Mengingat konsumsi listrik potensial tumbuh 7 persen per tahun, untuk menghindari krisis akibat keterlambatan investasi atau pembangunan sarana, idealnya cadangan dijaga sekitar 40-50 persen (10-20 persen di atas cadangan minimum). Agar dapat memastikan cadangan kapasitas secara berkesimnambungan, harus dapat dipastikan terjadinya pembangunan sesuai jadwal. Dan untuk membuat pembangunan ter-jadi sesuai jadwal, harus dapat dipastikan tersedianya dana investasi. Untuk dapat memastikan tersedianya pendanaan investasi diperlukan kesehatan keuangan PKUK sehingga layak dan mudah meminjam, serta dapat menyediakan dana pendamping, sehingga tidak 100 persen mengandalkan pinjaman.

Untuk beberapa tahun ke depan, idealnya terjadi tambahan kapasitas minimum 3.000 MW per tahun, dan ini memerlukan investasi rata-rata US$ 5 miliar per tahun. Jika listrik swasta dapat berpartisipasi 30 persen, PLN harus berinvestasi rata-rata US$ 4 miliar per tahun. Jika investasi yang dilakukan kurang dari jumlah tersebut, pertanda akan terjadi kekurangan kapasitas sarana sekitar 3-4 tahun ke depan.
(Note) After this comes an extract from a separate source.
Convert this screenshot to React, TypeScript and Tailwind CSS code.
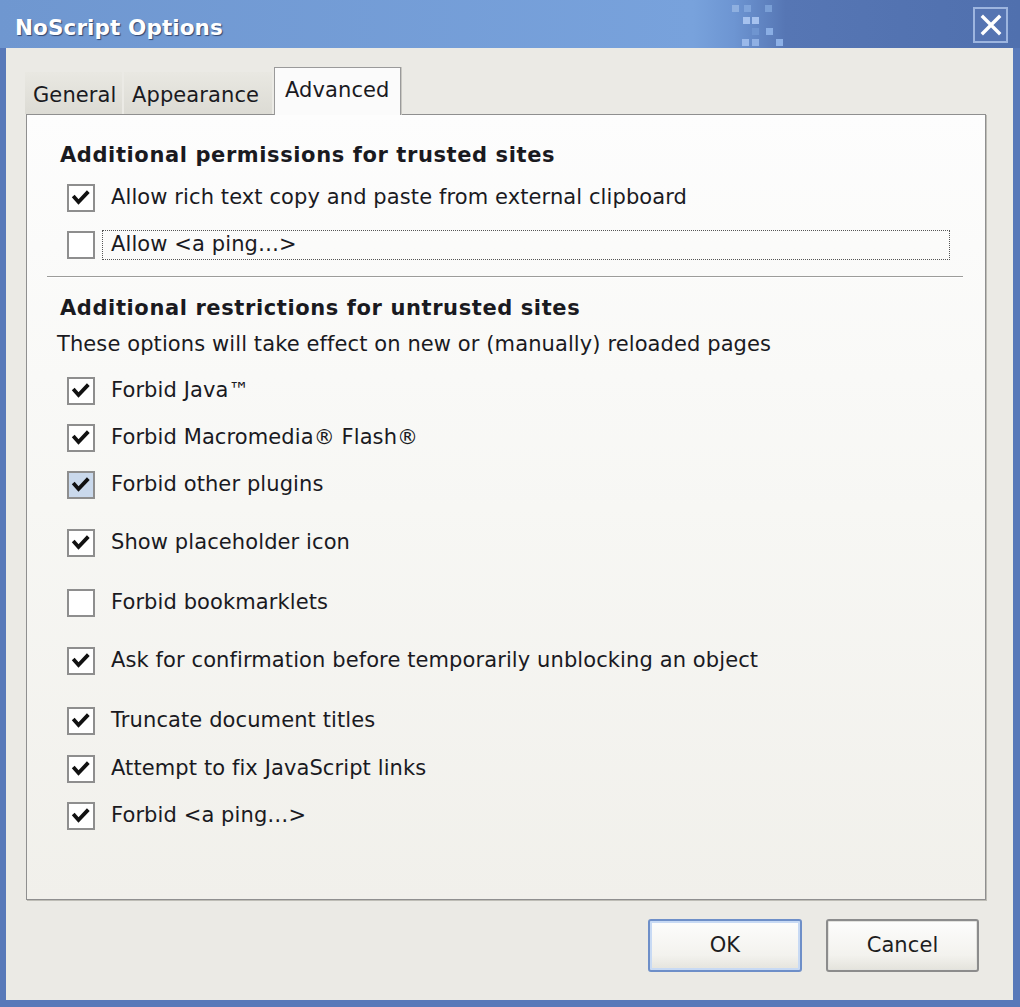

Dari kebutuhan investasi US$ 4 miliar tersebut, supaya dapat dan layak meminjam, PLN minimum harus menyediakan 25 persen dana pendamping dari modal sendiri, atau sekitar US$ 1 miliar. Merujuk kondisi keuangan tahun 2006, dengan total biaya produksi sekitar US$ 10 miliar, untuk memastikan tersedianya investasi dan pembangunan yang berkesinambungan, perlu memberi margin laba (untuk modal pembangunan sarana) sekitar 10 persen (US$ 1 miliar). Jika marginnya tidak ada atau kurang, kepastian atau kecukupan pendanaan akan terganggu. Untuk menghindari krisis listrik (memastikan investasi), ke depan diperlukan regulasi yang secara lebih jelas mengatur besarnya margin tersebut.

Salah satu upaya untuk mencegah berulangnya krisis tenaga listrik di masa yang akan datang, dapat (perlu) dilakukan dengan menetapkan kebijakan dan langkah antara lain membuat konsensus bersama pemangku kepentingan (pemerintah dan DPR) bahwa untuk mengamankan perekonomian nasional dan mencapai pertumbuhan ekonomi, listrik harus selalu tersedia dengan cukup, dan menetapkan kebijakan utama security of supply.

Sejalan dengan kebijakan tersebut, pemerintah perlu menetapkan (memastikan) rencana pembangunan sarana pembangkit dan jaringan, mewajibkan PKUK (PLN) memenuhi jadwal pembangunan tersebut, serta mengawasi dan mengambil tindakan jika terjadi kelambatan jadwal.

Kepada PKUK diberikan revenue (tarif ditambah subsidi) dengan suatu margin laba yang memadai, sehingga PKUK memiliki kemampuan untuk melakukan investasi pengembangan sarana secara berkelanjutan. Margin laba tersebut idealnya memenuhi keperluan modal sendiri dan kelayakan untuk meminjam dari lembaga keuangan, ataupun mendapatkan dana dari pasar modal.

Untuk industri ketenagalistrikan yang tidak menerapkan mekanisme pasar, besarnya margin tersebut sebaiknya diatur dengan suatu peraturan pemerintah, sehingga mendukung kepastian investasi.

Dengan tarif yang ditetapkan pemerintah sesuai UU 15/1985 tentang Ketenagalistrikan, dan pemberian subsidi sesuai UU 19/2003 tentang BUMN, pemerintah selama ini telah menutupi kerugian dan memberikan margin kepada PLN. Namun, besarnya margin yang diberikan sepertinya belum memperhatikan kecukupan untuk mampu membangun sarana secara berkelanjutan agar terhindar dari kekurangan kapasitas sarana, dan belum ada pengaturannya.